Although the Carter administration regarded these as significant achievements, yet it was firm in its conviction that Cuba's continuing and active military involvement (in League with the Soviet Union) in the internal affairs of other countries made normal relations impossible. The administration opposed Cuba's activities in this hemisphere as elsewhere and continued to do so. Administration officials argued that U.S. opposition to Cuba's activities was not opposed to change, because the administration was convinced that "our national interest align us naturally and inescapably with the forces of change, of democracy, of human rights, and of equitable development.
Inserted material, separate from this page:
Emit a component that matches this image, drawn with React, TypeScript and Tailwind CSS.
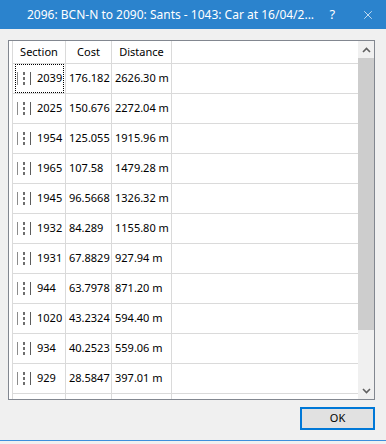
import { X } from "lucide-react";

const rows = [
  ["2039", "176.182", "2626.30 m"],
  ["2025", "150.676", "2272.04 m"],
  ["1954", "125.055", "1915.96 m"],
  ["1965", "107.58", "1479.28 m"],
  ["1945", "96.5668", "1326.32 m"],
  ["1932", "84.289", "1155.80 m"],
  ["1931", "67.8829", "927.94 m"],
  ["944", "63.7978", "871.20 m"],
  ["1020", "43.2324", "594.40 m"],
  ["934", "40.2523", "559.06 m"],
  ["929", "28.5847", "397.01 m"],
  ["", "", ""],
];

const RouteIcon = () => (
  <div className="flex items-center h-[13px] pl-[1px]">
    <span className="w-[1px] h-[13px] bg-[#8c8c8c]" />
    <span className="ml-[5px] w-[2px] h-[13px] flex flex-col justify-between">
      <span className="h-[3px] bg-[#6e6e6e]" />
      <span className="h-[3px] bg-[#6e6e6e]" />
      <span className="h-[3px] bg-[#6e6e6e]" />
    </span>
    <span className="ml-[5px] w-[1px] h-[13px] bg-[#5c5c5c]" />
  </div>
);

const Chevron = ({ down }: { down?: boolean }) => (
  <svg width="9" height="6" viewBox="0 0 9 6">
    <polyline
      points={down ? "1,1 4.5,4.5 8,1" : "1,5 4.5,1.5 8,5"}
      fill="none"
      stroke="#606060"
      strokeWidth="1.6"
    />
  </svg>
);

export default function App() {
  return (
    <div
      className="w-[386px] h-[444px] bg-[#f0f0f0] flex flex-col overflow-hidden"
      style={{ fontFamily: '"Noto Sans", sans-serif' }}
    >
      {/* Title bar */}
      <div className="h-[29px] shrink-0 bg-[#2b83cd] flex items-center text-white text-[12px]">
        <span className="pl-[27px] flex-1 whitespace-nowrap">
          2096: BCN-N to 2090: Sants - 1043: Car at 16/04/2...
        </span>
        <span className="w-[46px] text-center text-[13px]">?</span>
        <span className="w-[45px] flex justify-center">
          <X size={14} strokeWidth={1.2} />
        </span>
      </div>

      {/* List panel */}
      <div className="ml-[8px] mt-[11px] w-[367px] h-[360px] shrink-0 border border-[#828790] bg-white flex">
        <div className="flex-1 pl-[3px] overflow-hidden text-[11px] text-black">
          <div className="flex h-[23px] border-b border-[#dadada]">
            <div className="w-[53px] border-l border-[#dadada] flex items-center justify-center">Section</div>
            <div className="w-[46px] border-l border-[#dadada] flex items-center justify-center">Cost</div>
            <div className="w-[61px] border-x border-[#dadada] flex items-center justify-center">Distance</div>
          </div>
          {rows.map((r, i) => (
            <div key={i} className="flex h-[30px] shrink-0 border-b border-[#dadada]">
              <div className="w-[53px] border-l border-[#dadada] py-0">
                <div
                  className={
                    "ml-[2px] w-[49px] h-full border border-dotted flex items-center " +
                    (i === 0 ? "border-black" : "border-transparent")
                  }
                >
                  {r[0] && <RouteIcon />}
                  <span className="ml-[6px]">{r[0]}</span>
                </div>
              </div>
              <div className="w-[46px] border-l border-[#dadada] flex items-center pl-[3px]">{r[1]}</div>
              <div className="w-[61px] border-x border-[#dadada] flex items-center pl-[3px] whitespace-nowrap">{r[2]}</div>
            </div>
          ))}
        </div>

        {/* Scrollbar */}
        <div className="w-[16px] bg-[#f0f0f0] flex flex-col">
          <div className="h-[17px] flex items-center justify-center">
            <Chevron />
          </div>
          <div className="h-[272px] bg-[#cdcdcd]" />
          <div className="flex-1" />
          <div className="h-[17px] flex items-center justify-center">
            <Chevron down />
          </div>
        </div>
      </div>

      {/* Footer */}
      <div className="flex justify-end pr-[11px] mt-[7px]">
        <button className="w-[75px] h-[23px] border-2 border-[#0078d7] bg-[#e1e1e1] text-[11px] text-black flex items-center justify-center">
          OK
        </button>
      </div>
      <div className="flex-1" />
      <div className="h-[1px] bg-[#3c8fdc] mb-[3px]" />
    </div>
  );
}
But what the administration insisted on was that the model that Cuba offered was, in its judgment, unattractive. However, there seemed to be a catch here to the extent that the administration was advocating change but in the same breath it was wryly suggesting what the nature of that change should be. This is not unusual for superpowers to do. Major powers have always claimed that their "model of development" or system is the best. For example, before the British granted political independence to her colonies, it was stipulated that they must meet the basic "criterion of eligibility for independence, viz, a full-fledged two-party system in operation, that is, the Westminster model of government. The British insisted that independence was not automatically a right of those who were nationally distinct. It was rather a right of only those who were capable and willing to maintain and perpetuate British liberal democratic institutions.

Carter's flirtation with Cuba, however, came to an abrupt end over the "discovery" of 3,000 Soviet combat troops in Cuba. Both the President and Secretary of State Cyrus Vance indicated that the presence of a Soviet combat brigade in Cuba was a very serious matter affecting United States relations with the Soviet Union, that it contributed to tension in the Caribbean and the Central American region, that it ran counter to long-held American policies and that such a presence was "unacceptable" to the maintenance of the status quo.